__What you should do__
Write out the material exactly, leaving every picture behind.

__Collected material__
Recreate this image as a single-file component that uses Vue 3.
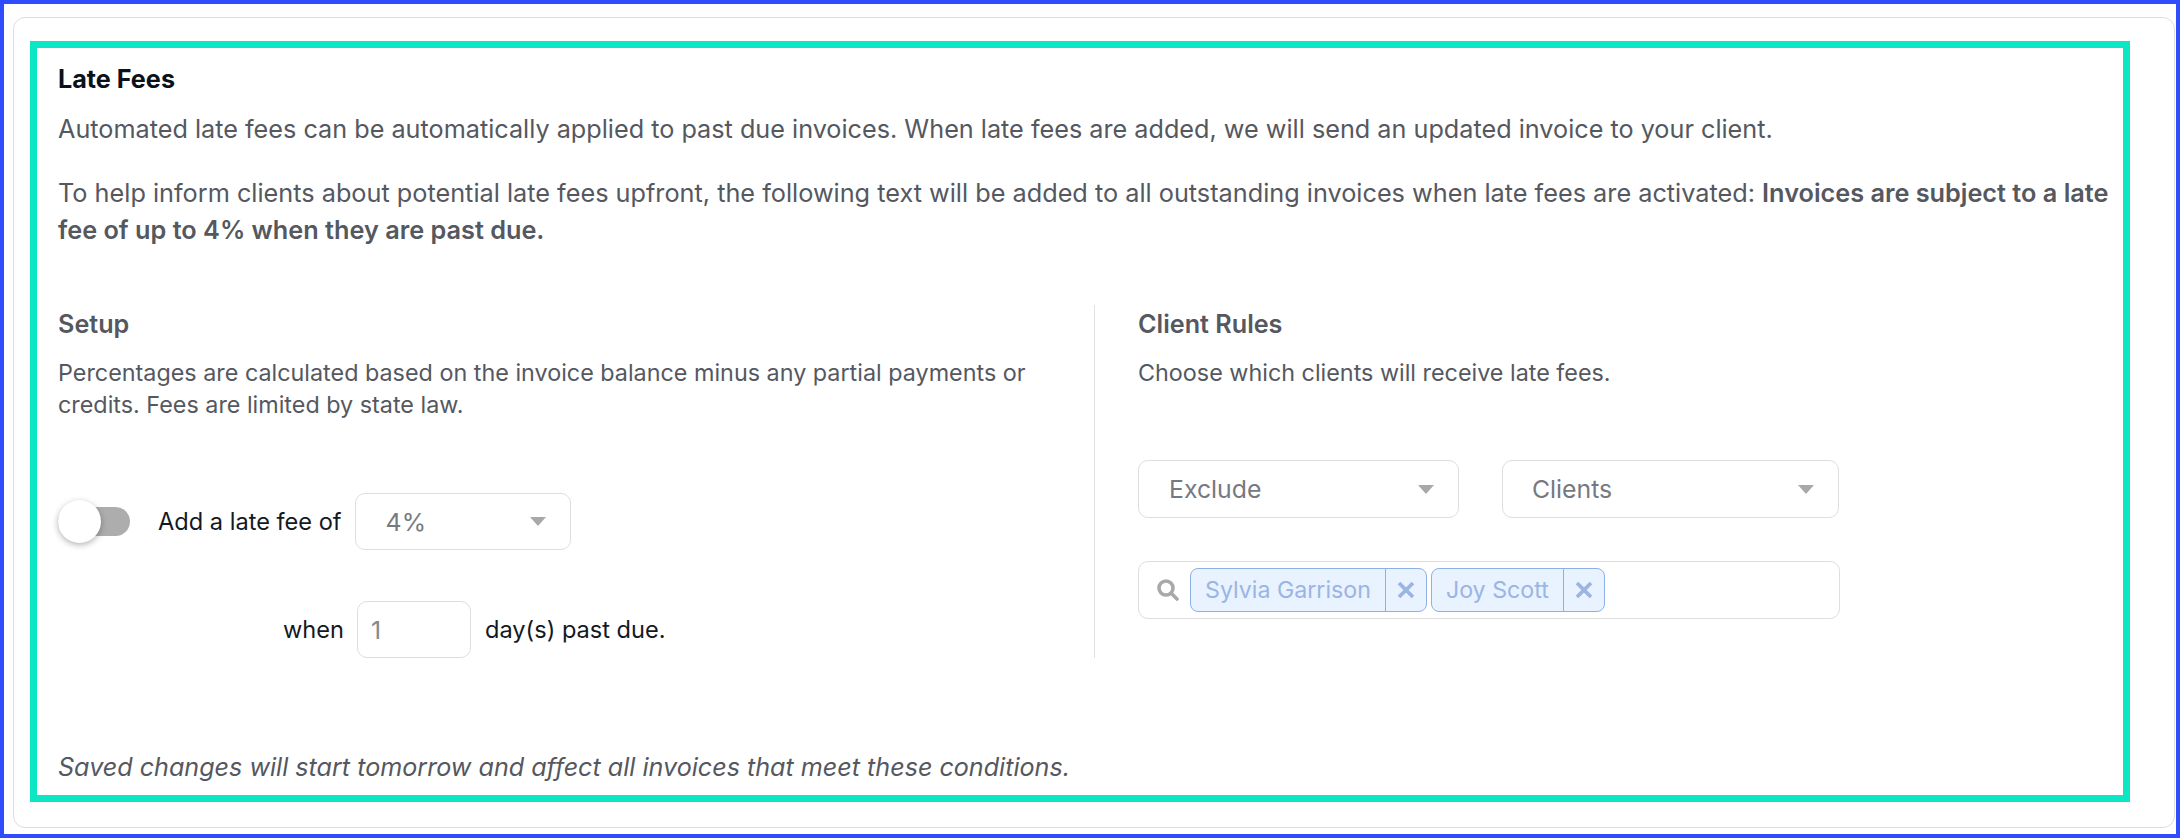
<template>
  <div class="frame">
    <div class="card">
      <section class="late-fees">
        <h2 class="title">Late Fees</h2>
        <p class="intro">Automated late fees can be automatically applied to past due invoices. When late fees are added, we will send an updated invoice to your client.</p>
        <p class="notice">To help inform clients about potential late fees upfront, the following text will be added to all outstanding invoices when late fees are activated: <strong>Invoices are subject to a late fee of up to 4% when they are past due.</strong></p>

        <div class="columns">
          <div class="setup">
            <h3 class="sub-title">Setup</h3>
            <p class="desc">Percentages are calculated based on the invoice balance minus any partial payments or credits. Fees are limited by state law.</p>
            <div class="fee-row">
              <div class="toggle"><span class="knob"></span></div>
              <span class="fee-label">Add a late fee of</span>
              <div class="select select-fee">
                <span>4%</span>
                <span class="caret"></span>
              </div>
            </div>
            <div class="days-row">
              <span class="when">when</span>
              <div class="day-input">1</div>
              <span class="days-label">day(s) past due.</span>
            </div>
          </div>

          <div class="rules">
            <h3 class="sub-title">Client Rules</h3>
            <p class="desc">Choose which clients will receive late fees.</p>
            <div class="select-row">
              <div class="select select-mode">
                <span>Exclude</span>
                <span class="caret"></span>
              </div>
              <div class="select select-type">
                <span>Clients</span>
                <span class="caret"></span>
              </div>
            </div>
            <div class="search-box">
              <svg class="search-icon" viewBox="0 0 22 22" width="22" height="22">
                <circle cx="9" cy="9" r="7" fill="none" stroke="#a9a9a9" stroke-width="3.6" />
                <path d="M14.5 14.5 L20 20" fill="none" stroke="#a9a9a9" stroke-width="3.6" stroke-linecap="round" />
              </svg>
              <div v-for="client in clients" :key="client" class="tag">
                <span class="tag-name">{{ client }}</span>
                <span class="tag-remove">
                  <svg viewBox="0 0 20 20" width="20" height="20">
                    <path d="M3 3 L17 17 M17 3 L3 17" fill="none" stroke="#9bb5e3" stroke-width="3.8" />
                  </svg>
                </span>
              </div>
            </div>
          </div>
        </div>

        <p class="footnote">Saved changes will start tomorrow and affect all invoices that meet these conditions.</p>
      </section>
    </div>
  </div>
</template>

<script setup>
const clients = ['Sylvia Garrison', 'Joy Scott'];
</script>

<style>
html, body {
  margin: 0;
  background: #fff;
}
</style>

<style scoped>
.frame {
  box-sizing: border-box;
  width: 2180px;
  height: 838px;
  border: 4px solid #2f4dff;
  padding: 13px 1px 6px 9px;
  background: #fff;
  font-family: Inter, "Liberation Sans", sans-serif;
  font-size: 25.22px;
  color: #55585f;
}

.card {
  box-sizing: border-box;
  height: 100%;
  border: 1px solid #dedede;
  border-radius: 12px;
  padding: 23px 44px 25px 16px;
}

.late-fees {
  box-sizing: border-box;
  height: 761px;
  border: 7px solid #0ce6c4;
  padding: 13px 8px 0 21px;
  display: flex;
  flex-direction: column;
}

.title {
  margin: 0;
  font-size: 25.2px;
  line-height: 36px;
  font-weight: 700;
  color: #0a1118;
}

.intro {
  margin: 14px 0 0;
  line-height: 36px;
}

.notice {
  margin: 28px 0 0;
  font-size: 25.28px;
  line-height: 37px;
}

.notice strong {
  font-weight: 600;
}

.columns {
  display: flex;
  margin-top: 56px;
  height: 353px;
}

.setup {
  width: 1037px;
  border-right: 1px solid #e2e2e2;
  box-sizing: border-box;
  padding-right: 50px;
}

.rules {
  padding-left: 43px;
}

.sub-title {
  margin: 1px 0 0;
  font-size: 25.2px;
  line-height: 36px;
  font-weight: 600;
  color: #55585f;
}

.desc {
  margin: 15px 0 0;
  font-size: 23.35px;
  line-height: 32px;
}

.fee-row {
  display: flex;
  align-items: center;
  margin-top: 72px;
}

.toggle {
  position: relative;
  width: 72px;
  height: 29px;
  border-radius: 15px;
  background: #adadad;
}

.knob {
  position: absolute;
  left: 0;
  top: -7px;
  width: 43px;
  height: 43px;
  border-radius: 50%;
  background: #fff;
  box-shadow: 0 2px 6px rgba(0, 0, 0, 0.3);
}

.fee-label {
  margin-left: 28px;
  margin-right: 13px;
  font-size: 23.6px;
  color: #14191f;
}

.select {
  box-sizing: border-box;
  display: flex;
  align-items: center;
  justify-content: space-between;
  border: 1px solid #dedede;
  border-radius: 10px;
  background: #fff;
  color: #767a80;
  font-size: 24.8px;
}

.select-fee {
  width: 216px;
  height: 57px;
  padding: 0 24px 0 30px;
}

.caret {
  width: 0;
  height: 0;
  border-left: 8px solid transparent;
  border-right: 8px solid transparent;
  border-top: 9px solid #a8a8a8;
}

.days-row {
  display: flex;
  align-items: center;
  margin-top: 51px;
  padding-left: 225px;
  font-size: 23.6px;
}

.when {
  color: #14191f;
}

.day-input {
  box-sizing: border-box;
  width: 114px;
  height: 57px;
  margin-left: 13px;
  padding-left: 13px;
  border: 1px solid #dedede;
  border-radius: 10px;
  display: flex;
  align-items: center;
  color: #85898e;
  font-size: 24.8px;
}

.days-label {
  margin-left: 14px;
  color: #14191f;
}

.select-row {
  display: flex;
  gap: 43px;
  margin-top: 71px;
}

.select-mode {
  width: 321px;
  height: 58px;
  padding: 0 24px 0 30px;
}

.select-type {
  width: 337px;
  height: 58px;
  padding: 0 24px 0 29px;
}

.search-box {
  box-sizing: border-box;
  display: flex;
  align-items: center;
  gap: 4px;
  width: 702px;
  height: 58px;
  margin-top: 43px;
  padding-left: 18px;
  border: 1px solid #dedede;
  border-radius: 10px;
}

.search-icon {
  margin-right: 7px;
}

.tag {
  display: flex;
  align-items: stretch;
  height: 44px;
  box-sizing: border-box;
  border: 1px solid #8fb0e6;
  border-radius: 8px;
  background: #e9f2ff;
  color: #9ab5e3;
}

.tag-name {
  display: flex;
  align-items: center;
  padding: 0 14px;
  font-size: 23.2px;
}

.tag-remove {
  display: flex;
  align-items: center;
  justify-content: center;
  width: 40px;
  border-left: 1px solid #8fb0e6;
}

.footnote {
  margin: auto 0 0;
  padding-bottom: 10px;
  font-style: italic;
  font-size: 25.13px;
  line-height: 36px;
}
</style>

__Solution to this task__
Recreate this image as a single-file component that uses Vue 3.
<template>
  <div class="frame">
    <div class="card">
      <section class="late-fees">
        <h2 class="title">Late Fees</h2>
        <p class="intro">Automated late fees can be automatically applied to past due invoices. When late fees are added, we will send an updated invoice to your client.</p>
        <p class="notice">To help inform clients about potential late fees upfront, the following text will be added to all outstanding invoices when late fees are activated: <strong>Invoices are subject to a late fee of up to 4% when they are past due.</strong></p>

        <div class="columns">
          <div class="setup">
            <h3 class="sub-title">Setup</h3>
            <p class="desc">Percentages are calculated based on the invoice balance minus any partial payments or credits. Fees are limited by state law.</p>
            <div class="fee-row">
              <div class="toggle"><span class="knob"></span></div>
              <span class="fee-label">Add a late fee of</span>
              <div class="select select-fee">
                <span>4%</span>
                <span class="caret"></span>
              </div>
            </div>
            <div class="days-row">
              <span class="when">when</span>
              <div class="day-input">1</div>
              <span class="days-label">day(s) past due.</span>
            </div>
          </div>

          <div class="rules">
            <h3 class="sub-title">Client Rules</h3>
            <p class="desc">Choose which clients will receive late fees.</p>
            <div class="select-row">
              <div class="select select-mode">
                <span>Exclude</span>
                <span class="caret"></span>
              </div>
              <div class="select select-type">
                <span>Clients</span>
                <span class="caret"></span>
              </div>
            </div>
            <div class="search-box">
              <svg class="search-icon" viewBox="0 0 22 22" width="22" height="22">
                <circle cx="9" cy="9" r="7" fill="none" stroke="#a9a9a9" stroke-width="3.6" />
                <path d="M14.5 14.5 L20 20" fill="none" stroke="#a9a9a9" stroke-width="3.6" stroke-linecap="round" />
              </svg>
              <div v-for="client in clients" :key="client" class="tag">
                <span class="tag-name">{{ client }}</span>
                <span class="tag-remove">
                  <svg viewBox="0 0 20 20" width="20" height="20">
                    <path d="M3 3 L17 17 M17 3 L3 17" fill="none" stroke="#9bb5e3" stroke-width="3.8" />
                  </svg>
                </span>
              </div>
            </div>
          </div>
        </div>

        <p class="footnote">Saved changes will start tomorrow and affect all invoices that meet these conditions.</p>
      </section>
    </div>
  </div>
</template>

<script setup>
const clients = ['Sylvia Garrison', 'Joy Scott'];
</script>

<style>
html, body {
  margin: 0;
  background: #fff;
}
</style>

<style scoped>
.frame {
  box-sizing: border-box;
  width: 2180px;
  height: 838px;
  border: 4px solid #2f4dff;
  padding: 13px 1px 6px 9px;
  background: #fff;
  font-family: Inter, "Liberation Sans", sans-serif;
  font-size: 25.22px;
  color: #55585f;
}

.card {
  box-sizing: border-box;
  height: 100%;
  border: 1px solid #dedede;
  border-radius: 12px;
  padding: 23px 44px 25px 16px;
}

.late-fees {
  box-sizing: border-box;
  height: 761px;
  border: 7px solid #0ce6c4;
  padding: 13px 8px 0 21px;
  display: flex;
  flex-direction: column;
}

.title {
  margin: 0;
  font-size: 25.2px;
  line-height: 36px;
  font-weight: 700;
  color: #0a1118;
}

.intro {
  margin: 14px 0 0;
  line-height: 36px;
}

.notice {
  margin: 28px 0 0;
  font-size: 25.28px;
  line-height: 37px;
}

.notice strong {
  font-weight: 600;
}

.columns {
  display: flex;
  margin-top: 56px;
  height: 353px;
}

.setup {
  width: 1037px;
  border-right: 1px solid #e2e2e2;
  box-sizing: border-box;
  padding-right: 50px;
}

.rules {
  padding-left: 43px;
}

.sub-title {
  margin: 1px 0 0;
  font-size: 25.2px;
  line-height: 36px;
  font-weight: 600;
  color: #55585f;
}

.desc {
  margin: 15px 0 0;
  font-size: 23.35px;
  line-height: 32px;
}

.fee-row {
  display: flex;
  align-items: center;
  margin-top: 72px;
}

.toggle {
  position: relative;
  width: 72px;
  height: 29px;
  border-radius: 15px;
  background: #adadad;
}

.knob {
  position: absolute;
  left: 0;
  top: -7px;
  width: 43px;
  height: 43px;
  border-radius: 50%;
  background: #fff;
  box-shadow: 0 2px 6px rgba(0, 0, 0, 0.3);
}

.fee-label {
  margin-left: 28px;
  margin-right: 13px;
  font-size: 23.6px;
  color: #14191f;
}

.select {
  box-sizing: border-box;
  display: flex;
  align-items: center;
  justify-content: space-between;
  border: 1px solid #dedede;
  border-radius: 10px;
  background: #fff;
  color: #767a80;
  font-size: 24.8px;
}

.select-fee {
  width: 216px;
  height: 57px;
  padding: 0 24px 0 30px;
}

.caret {
  width: 0;
  height: 0;
  border-left: 8px solid transparent;
  border-right: 8px solid transparent;
  border-top: 9px solid #a8a8a8;
}

.days-row {
  display: flex;
  align-items: center;
  margin-top: 51px;
  padding-left: 225px;
  font-size: 23.6px;
}

.when {
  color: #14191f;
}

.day-input {
  box-sizing: border-box;
  width: 114px;
  height: 57px;
  margin-left: 13px;
  padding-left: 13px;
  border: 1px solid #dedede;
  border-radius: 10px;
  display: flex;
  align-items: center;
  color: #85898e;
  font-size: 24.8px;
}

.days-label {
  margin-left: 14px;
  color: #14191f;
}

.select-row {
  display: flex;
  gap: 43px;
  margin-top: 71px;
}

.select-mode {
  width: 321px;
  height: 58px;
  padding: 0 24px 0 30px;
}

.select-type {
  width: 337px;
  height: 58px;
  padding: 0 24px 0 29px;
}

.search-box {
  box-sizing: border-box;
  display: flex;
  align-items: center;
  gap: 4px;
  width: 702px;
  height: 58px;
  margin-top: 43px;
  padding-left: 18px;
  border: 1px solid #dedede;
  border-radius: 10px;
}

.search-icon {
  margin-right: 7px;
}

.tag {
  display: flex;
  align-items: stretch;
  height: 44px;
  box-sizing: border-box;
  border: 1px solid #8fb0e6;
  border-radius: 8px;
  background: #e9f2ff;
  color: #9ab5e3;
}

.tag-name {
  display: flex;
  align-items: center;
  padding: 0 14px;
  font-size: 23.2px;
}

.tag-remove {
  display: flex;
  align-items: center;
  justify-content: center;
  width: 40px;
  border-left: 1px solid #8fb0e6;
}

.footnote {
  margin: auto 0 0;
  padding-bottom: 10px;
  font-style: italic;
  font-size: 25.13px;
  line-height: 36px;
}
</style>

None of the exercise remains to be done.